Im vorliegenden Fall war jedoch bereits den Ausschreibungen zu entnehmen, dass es sich um dezentral durchgeführte Bewerbungsverfahren handelt und die Bewerberin konnte auch nicht aus anderen Gesichtspunkten darauf schließen, dass dem Arbeitgeber dabei die Schwerbehinderteneigenschaft bekannt sein könnte. Daher kam das BAG hier zu dem Ergebnis, dass keine Vermutungswirkung für eine Benachteiligung wegen der Schwerbehinderung besteht:
„In der vorliegenden Fallgestaltung spricht die Vielzahl der beim beklagten Land im Bereich der Universität beschäftigten Arbeitnehmer und die dezentrale Durchführung der Bewerbungsverfahren dafür, dass eine Schwerbehinderung oder Gleichstellung in den Bewerbungsunterlagen mitzuteilen ist. […] Die das Bewerbungsverfahren durchführenden Fakultäten sind von der zentralen Personalabteilung organisatorisch getrennt. Während die Auswahl der Bewerber in den Instituten der verschiedenen Fakultäten durchgeführt wurde, ist die Personalabteilung zuständig für den anschließenden formalen Abschluss des Arbeitsvertrags mit den im Bewerbungsverfahren ausgewählten Bewerbern. Die dezentrale Durchführung der Bewerbungsverfahren war für die Klägerin aufgrund der Stellenausschreibungen auch erkennbar. […] Aus den Stellenausschreibungen war auch ersichtlich, dass alle für die Auswahlentscheidung relevanten Informationen in den Bewerbungsunterlagen mitgeteilt werden sollten.“
Grundsätzlich kein Fragerecht des Arbeitgebers nach Schwerbehinderung
Das Gericht stellte allerdings klar, dass auch interne Bewerber nicht verpflichtet sind, eine Schwerbehinderung in dem internen Bewerbungsverfahren offenzulegen. Auch besteht diesbezüglich kein grundsätzliches Fragerecht des Arbeitgebers.
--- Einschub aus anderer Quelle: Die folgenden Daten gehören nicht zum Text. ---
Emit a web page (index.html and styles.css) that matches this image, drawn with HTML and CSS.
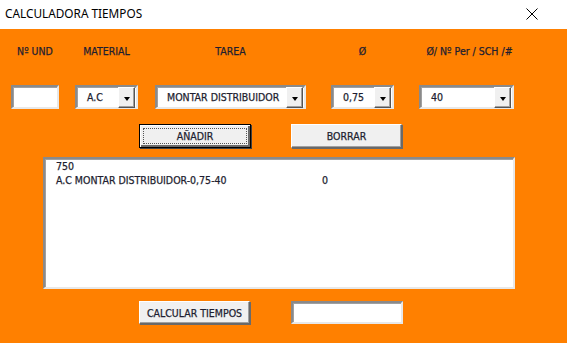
FILE: index.html
```html
<!DOCTYPE html>
<html lang="es">
<head>
<meta charset="utf-8">
<title>CALCULADORA TIEMPOS</title>
<link rel="stylesheet" href="styles.css">
</head>
<body>
<div class="window">
  <div class="titlebar">
    <span class="title">CALCULADORA TIEMPOS</span>
    <svg class="close" width="12" height="12" viewBox="0 0 12 12"><path d="M0.5 0.5 L11.5 11.5 M11.5 0.5 L0.5 11.5" stroke="#000" stroke-width="1" fill="none"/></svg>
  </div>
  <div class="form">
    <div class="fields">
      <div class="field f-und">
        <span class="label">Nº UND</span>
        <div class="sunken textbox"></div>
      </div>
      <div class="field f-mat">
        <span class="label">MATERIAL</span>
        <div class="sunken combo"><span class="value">A.C</span><span class="drop"><i class="arrow"></i></span></div>
      </div>
      <div class="field f-tarea">
        <span class="label">TAREA</span>
        <div class="sunken combo"><span class="value">MONTAR DISTRIBUIDOR</span><span class="drop"><i class="arrow"></i></span></div>
      </div>
      <div class="field f-diam">
        <span class="label">Ø</span>
        <div class="sunken combo"><span class="value">0,75</span><span class="drop"><i class="arrow"></i></span></div>
      </div>
      <div class="field f-sch">
        <span class="label">Ø/ Nº Per / SCH /#</span>
        <div class="sunken combo"><span class="value">40</span><span class="drop"><i class="arrow"></i></span></div>
      </div>
    </div>
    <div class="buttons">
      <button class="btn default"><span class="focus">AÑADIR</span></button>
      <button class="btn">BORRAR</button>
    </div>
    <div class="sunken listbox">
      <div class="row">750</div>
      <div class="row"><span class="cell">A.C MONTAR DISTRIBUIDOR-0,75-40</span><span>0</span></div>
    </div>
    <div class="bottom">
      <button class="btn">CALCULAR TIEMPOS</button>
      <div class="sunken result"></div>
    </div>
  </div>
</div>
</body>
</html>
```
FILE: styles.css
```css
* { box-sizing: border-box; }
html, body { margin: 0; padding: 0; }
body {
  width: 567px;
  height: 343px;
  overflow: hidden;
  background: #ff8000;
  font-family: "DejaVu Sans Condensed", "Liberation Sans", Arial, sans-serif;
  font-size: 10.5px;
  color: #1e1e30;
  white-space: nowrap;
  -webkit-text-stroke: 0.25px #1e1e30;
}
.window { width: 567px; height: 343px; display: flex; flex-direction: column; }
.titlebar {
  height: 29px;
  background: #fff;
  display: flex;
  align-items: center;
  padding: 0 29px 0 5px;
  justify-content: space-between;
  flex-shrink: 0;
}
.title {
  font-family: "Noto Sans", "Open Sans", sans-serif;
  font-size: 11.8px;
  color: #000;
  -webkit-text-stroke: 0;
  position: relative;
  top: -2px;
}
.close { position: relative; top: -1px; }
.form {
  flex: 1;
  background: #ff8000;
  padding: 16px 0 0 11px;
  display: flex;
  flex-direction: column;
}
.fields { display: flex; align-items: flex-start; }
.field { display: flex; flex-direction: column; align-items: center; }
.label { height: 13px; line-height: 13px; margin-bottom: 27px; }
.f-und { width: 48px; }
.f-mat { width: 63px; margin-left: 16px; }
.f-tarea { width: 151px; margin-left: 17px; }
.f-diam { width: 63px; margin-left: 25px; }
.f-sch { width: 95px; margin-left: 25px; }
.f-sch .label { position: relative; left: 3px; }

.sunken {
  background: #fff;
  border-style: solid;
  border-width: 2px;
  border-color: #8a8a8a #e8e8e8 #e8e8e8 #8a8a8a;
  box-shadow: inset 1px 1px 0 #a0a0a0;
}
.textbox { width: 48px; height: 24px; }
.combo {
  width: 100%;
  height: 24px;
  display: flex;
  align-items: center;
  justify-content: space-between;
  padding: 0 1px 0 10px;
}
.value { line-height: 13px; }
.drop {
  width: 17px;
  height: 21px;
  background: #f0f0f0;
  border-style: solid;
  border-width: 1px;
  border-color: #fff #555 #555 #fff;
  box-shadow: inset -1px -1px 0 #a0a0a0;
  display: flex;
  align-items: center;
  justify-content: center;
  padding-top: 4px;
}
.arrow {
  width: 0; height: 0;
  border-left: 3.5px solid transparent;
  border-right: 3.5px solid transparent;
  border-top: 4px solid #000;
}
.buttons {
  display: flex;
  margin: 15px 0 0 128px;
  gap: 40px;
}
.btn {
  font-family: "DejaVu Sans Condensed", "Liberation Sans", Arial, sans-serif;
  font-size: 10.5px;
  color: #1e1e30;
  -webkit-text-stroke: 0.25px #1e1e30;
  background: #f0f0f0;
  width: 111px;
  height: 24px;
  padding: 0;
  white-space: nowrap;
  border-style: solid;
  border-width: 1px;
  border-color: #fff #696969 #696969 #fff;
  box-shadow: inset -1px -1px 0 #a0a0a0, 1px 1px 0 #6a6a6a;
  display: flex;
  align-items: center;
  justify-content: center;
}
.btn.default {
  width: 112px;
  border: 1px solid #000;
  box-shadow: inset 1px 1px 0 #fff, inset -2px -2px 0 #696969, 1px 1px 0 #404040;
  padding: 3px;
}
.focus {
  width: 100%;
  height: 100%;
  border: 1px dotted #555;
  display: flex;
  align-items: center;
  justify-content: center;
}
.listbox {
  width: 472px;
  height: 132px;
  margin: 9px 0 0 32px;
  padding: 1px 11px;
}
.row { display: flex; height: 13px; line-height: 13px; margin-bottom: 1px; }
.cell { width: 266px; }
.bottom {
  display: flex;
  margin: 12px 0 0 128px;
  gap: 41px;
}
.bottom .btn { height: 23px; }
.result { width: 112px; height: 23px; }
```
Es liegt also in der Entscheidung des Bewerbers, ob er die Schwerbehinderung berücksichtigt haben will oder nicht. Da die Bewerberin in diesem Fall von ihrem Recht keinen Gebrauch machte und auch nicht von der Kenntnis des Arbeitgebers ausgehen konnte, kann sie sich nun aber auch nicht auf eine Benachteiligung wegen der Schwerbehinderung berufen.